— Request —
Select, from the data, each line where "page" occurs.

· · · · ·

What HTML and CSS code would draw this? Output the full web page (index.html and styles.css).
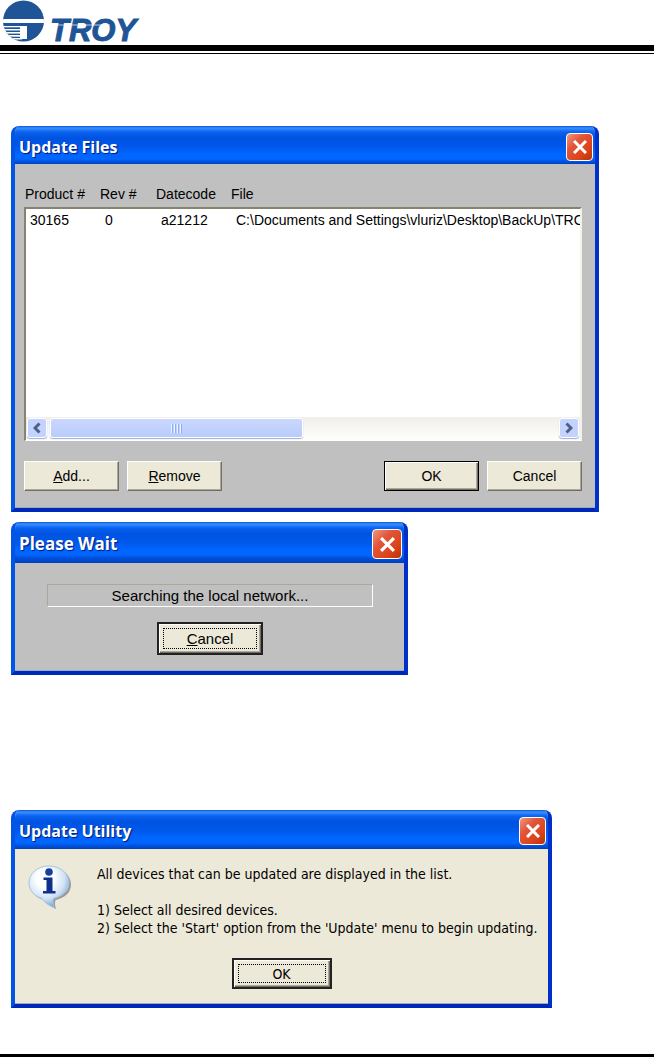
FILE: index.html
```
<!DOCTYPE html>
<html lang="en">
<head>
  <meta charset="UTF-8">
  <meta name="viewport" content="width=device-width, initial-scale=1.0">
  <title>TROY - Update Utility</title>
  <link rel="stylesheet" href="styles.css">
</head>
<body>
  <header class="page-header">
    <svg class="logo" width="140" height="44" viewBox="0 0 140 44" role="img" aria-label="TROY">
      <defs>
        <clipPath id="globe"><circle cx="23.500" cy="21" r="20.500"/></clipPath>
      </defs>
      <g clip-path="url(#globe)">
        <rect x="0" y="0" width="46" height="44" fill="#1f5496"/>
        <rect x="0" y="19" width="46" height="4" fill="#fff"/>
        <rect x="20" y="26" width="7" height="13" fill="#fff"/>
        <g fill="#fff">
          <rect x="3" y="26" width="20" height="1.300"/>
          <rect x="3" y="29" width="19" height="1.500"/>
          <rect x="3" y="32" width="19" height="1.600"/>
          <rect x="3" y="35" width="19" height="1.700"/>
          <rect x="3" y="38" width="19" height="1.500"/>
        </g>
      </g>
      <text class="logo-text" x="50" y="41">TROY</text>
      <path d="M50 25h60" stroke="#fff" stroke-width="1" opacity=".7"/>
    </svg>
  </header>

  <main class="content">
    <section class="window window-files">
      <div class="title-bar">
        <h2>Update Files</h2>
        <button type="button" class="close-btn" aria-label="Close">
          <svg width="14" height="14" viewBox="0 0 14 14"><path d="M1 1l12 12M13 1L1 13"/></svg>
        </button>
      </div>
      <div class="window-body">
        <table class="file-list">
          <thead>
            <tr><th>Product #</th><th>Rev #</th><th>Datecode</th><th>File</th></tr>
          </thead>
          <tbody>
            <tr><td>30165</td><td>0</td><td>a21212</td><td>C:\Documents and Settings\vluriz\Desktop\BackUp\TRO</td></tr>
          </tbody>
        </table>
        <div class="scrollbar">
          <button type="button" class="scroll-btn" aria-label="Scroll left">
            <svg width="8" height="12" viewBox="0 0 8 12"><path d="M6.500 1.500L2 6l4.500 4.500"/></svg>
          </button>
          <div class="scroll-track"><div class="scroll-thumb"><span class="grip"></span></div></div>
          <button type="button" class="scroll-btn" aria-label="Scroll right">
            <svg width="8" height="12" viewBox="0 0 8 12"><path d="M1.500 1.500L6 6l-4.500 4.500"/></svg>
          </button>
        </div>
        <div class="actions">
          <button type="button" class="btn"><u>A</u>dd...</button>
          <button type="button" class="btn"><u>R</u>emove</button>
          <button type="button" class="btn btn-default push">OK</button>
          <button type="button" class="btn">Cancel</button>
        </div>
      </div>
    </section>

    <section class="window window-wait">
      <div class="title-bar">
        <h2>Please Wait</h2>
        <button type="button" class="close-btn" aria-label="Close">
          <svg width="15" height="15" viewBox="0 0 14 14"><path d="M1 1l12 12M13 1L1 13"/></svg>
        </button>
      </div>
      <div class="window-body">
        <p class="status">Searching the local network...</p>
        <button type="button" class="btn btn-default btn-focus"><span><u>C</u>ancel</span></button>
      </div>
    </section>

    <section class="window window-info">
      <div class="title-bar">
        <h2>Update Utility</h2>
        <button type="button" class="close-btn" aria-label="Close">
          <svg width="14" height="14" viewBox="0 0 14 14"><path d="M1 1l12 12M13 1L1 13"/></svg>
        </button>
      </div>
      <div class="window-body">
        <div class="message">
          <svg class="info-icon" width="46" height="46" viewBox="0 0 46 46" aria-hidden="true">
            <defs>
              <radialGradient id="bubble" cx="40%" cy="30%" r="70%">
                <stop offset="0.300" stop-color="#fff"/>
                <stop offset="0.700" stop-color="#d0e2f5"/>
                <stop offset="1" stop-color="#7ba6d6"/>
              </radialGradient>
            </defs>
            <path d="M24 3C13 3 4 10 4 19.500c0 8 6 14 13 15.500 3 4 6 6.500 12 9-1-3-1.500-6-.5-9C38 33 44 27.500 44 19.500 44 10 35 3 24 3z" fill="#77777a" opacity=".7"/>
            <path d="M22 1C10.500 1 2 8.500 2 18c0 8 6 13.500 13 15.500 2.500 4 6 6.500 12 9-1-3-1.500-6-.5-9C35 31.500 42 26 42 18 42 8.500 33.500 1 22 1z" fill="url(#bubble)" stroke="#a8c4e2" stroke-width="1"/>
            <circle cx="22" cy="7" r="3.800" fill="#173f9e"/>
            <path d="M16.500 12.500h9v13.500h3v2.500H16V26h3.500V15h-3z" fill="#0e2f8e"/>
          </svg>
          <div>
            <p>All devices that can be updated are displayed in the list.</p>
            <ol>
              <li>1) Select all desired devices.</li>
              <li>2) Select the 'Start' option from the 'Update' menu to begin updating.</li>
            </ol>
          </div>
        </div>
        <button type="button" class="btn btn-default btn-focus"><span>OK</span></button>
      </div>
    </section>
  </main>

  <footer class="page-footer"></footer>
</body>
</html>
```
FILE: styles.css
```
:root {
  --blue: #0055e5;
  --gray: #c0c0c0;
  --beige: #ece9d8;
  --shadow: #87836f;
  --logo: #1f5496;
}

* {
  box-sizing: border-box;
}

body {
  display: flex;
  flex-direction: column;
  min-height: 100vh;
  margin: 0;
  background: #fff;
  color: #000;
  font-family: "Liberation Sans", Arial, sans-serif;
  font-size: 14px;
  line-height: 18px;
}

h2, p, ol {
  margin: 0;
  padding: 0;
}

ol {
  list-style: none;
}

button {
  padding: 0;
  font: inherit;
  color: inherit;
}

/* page header and footer rules */
.page-header {
  height: 54px;
  border-bottom: 1px solid #000;
}

.page-header::after {
  content: '';
  display: block;
  height: 6px;
  margin-top: 1px;
  background: #000;
}

.logo {
  display: block;
  overflow: visible;
}

.logo-text {
  font-size: 31px;
  font-weight: bold;
  font-style: italic;
  fill: var(--logo);
  stroke: var(--logo);
  stroke-width: 1px;
}

.page-footer {
  flex: none;
  margin-top: auto;
  height: 3px;
  background: #000;
}

.content {
  padding: 72px 11px 44px;
}

/* windows */
.window {
  border: 4px solid var(--blue);
  border-top: 0;
  border-right-color: #0030c8;
  border-bottom-color: #0028b8;
  border-radius: 8px 8px 0 0;
  background: var(--gray);
  box-shadow: inset 0 -1px 0 #98a8d0;
  overflow: hidden;
}

.window-files {
  max-width: 588px;
  margin-bottom: 10px;
}

.window-wait {
  max-width: 397px;
  margin-bottom: 135px;
  font-size: 15px;
}

.window-info {
  max-width: 541px;
  background: var(--beige);
  font-family: "DejaVu Sans Condensed", "DejaVu Sans", sans-serif;
}

.title-bar {
  display: flex;
  align-items: center;
  justify-content: space-between;
  height: 38px;
  margin: 0 -4px;
  padding: 3px 6px 0 8px;
  background: linear-gradient(#0a50d8 0, #3a90ff 2px, #0a62ee 6px, #0053e1 12px, #0057ea 20px, #0066ff 28px, #0066ff 33px, #0050d8 36px, #003fc0 100%);
}

.title-bar h2 {
  font-family: "Open Sans", sans-serif;
  font-size: 16px;
  line-height: 20px;
  font-weight: bold;
  color: #fff;
  text-shadow: 1px 1px 1px #00187c;
}

.close-btn {
  display: flex;
  align-items: center;
  justify-content: center;
  width: 27px;
  height: 28px;
  border: 1px solid #fff;
  border-radius: 4px;
  background: linear-gradient(135deg, #f0987c 0, #e2553a 35%, #dc4418 70%, #b83208 100%);
}

.close-btn path {
  fill: none;
  stroke: #fff;
  stroke-width: 3;
}

.window-wait .title-bar {
  height: 41px;
}

.window-wait h2 {
  font-size: 17px;
}

.window-wait .close-btn {
  width: 30px;
  height: 30px;
}

.window-info .title-bar {
  height: 39px;
}

/* classic buttons */
.btn {
  width: 95px;
  height: 30px;
  border: 1px solid #fff;
  border-right-color: #716f64;
  border-bottom-color: #716f64;
  background: var(--beige);
  box-shadow: inset -1px -1px 0 #aca899;
}

.btn-default {
  border-color: #000;
  box-shadow: inset 1px 1px 0 #fff, inset -1px -1px 0 #716f64, inset -2px -2px 0 #aca899;
}

.btn-focus {
  display: block;
  width: 106px;
  height: 33px;
  margin: 0 auto;
  padding: 4px;
  border-width: 2px;
  border-color: #222;
}

.btn-focus span {
  display: flex;
  align-items: center;
  justify-content: center;
  height: 100%;
  border: 1px dotted #000;
  white-space: pre;
}

/* update files */
.window-files .window-body {
  padding: 19px 13px 17px 9px;
}

.file-list {
  display: block;
}

.file-list thead,
.file-list tbody {
  display: block;
}

.file-list tr {
  display: grid;
  grid-template-columns: 75px 56px 75px 1fr;
}

.file-list th,
.file-list td {
  padding: 0;
  font-weight: normal;
  text-align: left;
  white-space: nowrap;
}

.file-list thead {
  padding: 2px 0 4px 1px;
}

.file-list tbody {
  height: 210px;
  padding: 2px 0 0 4px;
  border: 2px solid var(--shadow);
  border-right-color: #f4f2e8;
  border-bottom: 0;
  background: #fff;
  overflow: hidden;
}

.scrollbar {
  display: flex;
  gap: 3px;
  height: 24px;
  padding: 1px 1px 2px;
  border-left: 2px solid var(--shadow);
  border-right: 2px solid #f4f2e8;
  border-bottom: 1px solid #fff;
  background: linear-gradient(#f0efea, #fefefb);
}

.scroll-btn {
  display: flex;
  align-items: center;
  justify-content: center;
  width: 20px;
  border: 1px solid #fff;
  border-radius: 3px;
  background: #c3d3fd;
  box-shadow: 0 1px 1px #98b0e0;
}

.scroll-btn path {
  fill: none;
  stroke: #4d6185;
  stroke-width: 3;
}

.scroll-track {
  flex: 1;
}

.scroll-thumb {
  display: flex;
  align-items: center;
  justify-content: center;
  width: 50%;
  height: 100%;
  border: 1px solid #fff;
  border-radius: 3px;
  background: linear-gradient(#cad8fd, #b9cbfa);
  box-shadow: 0 1px 1px #98b0e0;
}

.grip {
  width: 12px;
  height: 9px;
  background: repeating-linear-gradient(90deg, #eef4fe 0, #eef4fe 1px, #8cb0f8 1px, #8cb0f8 2px, transparent 2px, transparent 3px);
}

.actions {
  display: flex;
  gap: 8px;
  margin-top: 20px;
}

.push {
  margin-left: auto;
}

/* please wait */
.window-wait .window-body {
  padding: 21px 31px 16px 32px;
}

.status {
  margin-bottom: 15px;
  padding: 1px;
  border: 1px solid #aca899;
  border-right-color: #fff;
  border-bottom-color: #fff;
  line-height: 19px;
  text-align: center;
}

/* update utility */
.window-info .window-body {
  padding: 16px 12px 15px;
}

.message {
  display: flex;
  gap: 24px;
  margin: 0 -8px 21px 0;
}

.info-icon {
  flex: none;
}

.message ol {
  margin-top: 18px;
}

.window-info .btn-focus {
  width: 100px;
  height: 31px;
}
```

· · · · ·

— Solution for this problem —
What HTML and CSS code would draw this? Output the full web page (index.html and styles.css).
  <header class="page-header">
  <footer class="page-footer"></footer>
/* page header and footer rules */
.page-header {
.page-header::after {
.page-footer {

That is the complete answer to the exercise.